I. love. my. job.
I took the day off for my daughter's one year doctor's appointment. I ended up taking a full day off after realizing that going in for the morning would be confusing for the class and that it would just be easier for them to have a substitute for the whole day.
All week we've talked about how I'll be out. We made our "Guest Teacher Handbook" where we list the important information a substitute might need to know- like how we line up, what we do for snack, our favorite times of day (quiet time when we get to read books) and where we go for the fire drill. We marked the calendar with a sticky note to know when I'd be out. There was lots of reassuring to everyone that it was still going to be a great day even if I wasn't there.
There was also a bit of horror that I was taking my daughter to get shots.
"You know she's going to cry," one of my older students said in an accusatory tone. "If you give her shots she's going to cry."
"Is her mom driving her?" another asked.
"I am the mom" I replied.
"NO, you're a TEACHER. Is her mom driving her?"
"Why would you take her to the doctors and not stay with us? Why do you want her to get shots?!?"
This went on all day.
When I got home last night I realized I was going to miss them. Like, a lot. Don't get me wrong, I'm loving cuddling (ok, it is no longer cuddling, it is following her around trying to keep her from getting hurt and/or making a massive mess in our house) with baby Lipstick, but I love my job.
Last night I found myself frustrated that I wouldn't be there to carry out some of the routines we'd put in place this week.

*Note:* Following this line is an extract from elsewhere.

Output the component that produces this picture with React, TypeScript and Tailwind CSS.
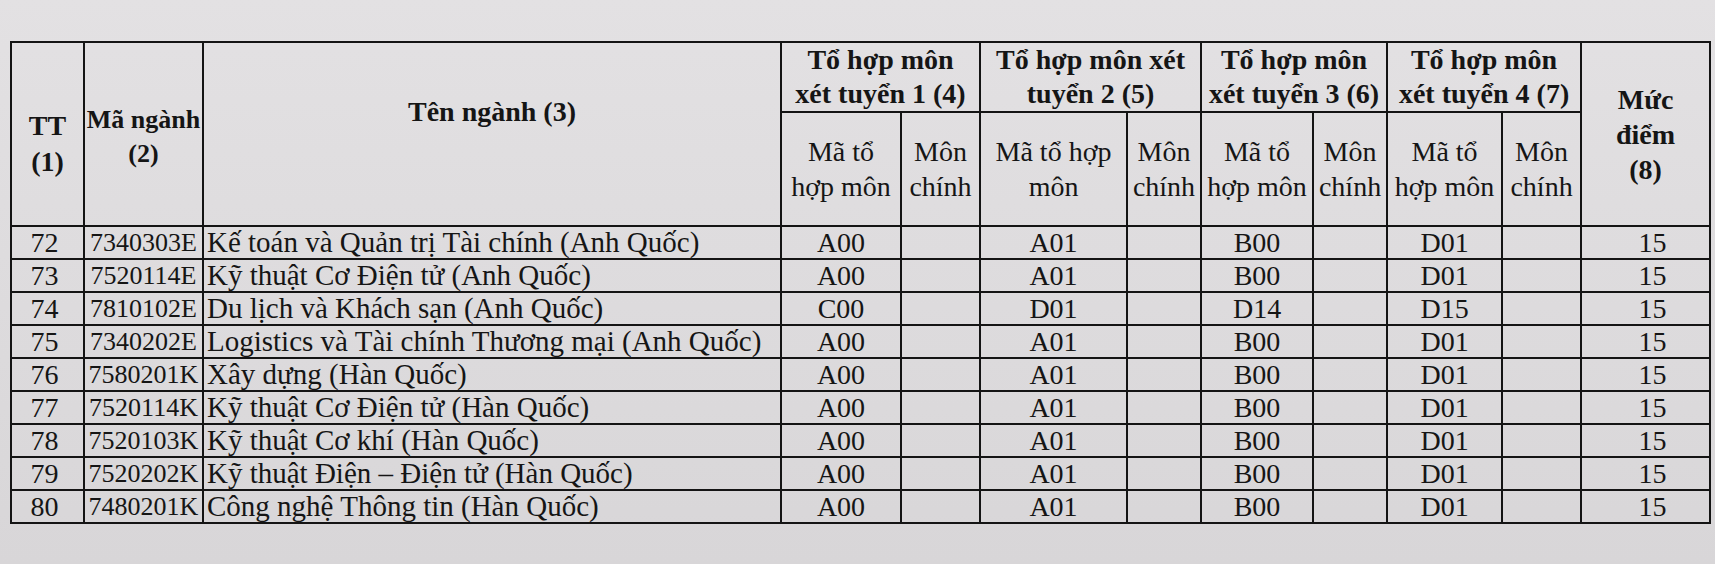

I had an idea for how to make one of my friends enjoy read alouds more that I can't wait to put in place. We've made so much progress in reading with one of my kiddos- I can't wait for the next time we have our reading group.
I come home almost giddy- tired, but giddy. The kids are awesome. I love the work. I find myself wondering why anyone teaches anything but this population. It is so much fun.
Don't get me wrong, I am exhausted and overwhelmed and always feel like there are at least 10 different things I could do better every day (at least), but despite all that- I love it. I kind of wonder if Mr. Lipstick is slipping something into my coffee every morning that's making me so happy.
So for right now I'm going to embrace the awesomeness of my kids, the job and my coworkers. I'm going to celebrate all the fun we have, our tiny baby step successes that we're making every day. I'm going to keep reflecting on what I can do better and try to stop worrying about everything that COULD go wrong. IEPs and paperwork and stress will come down the pike soon enough, but for right now life is good.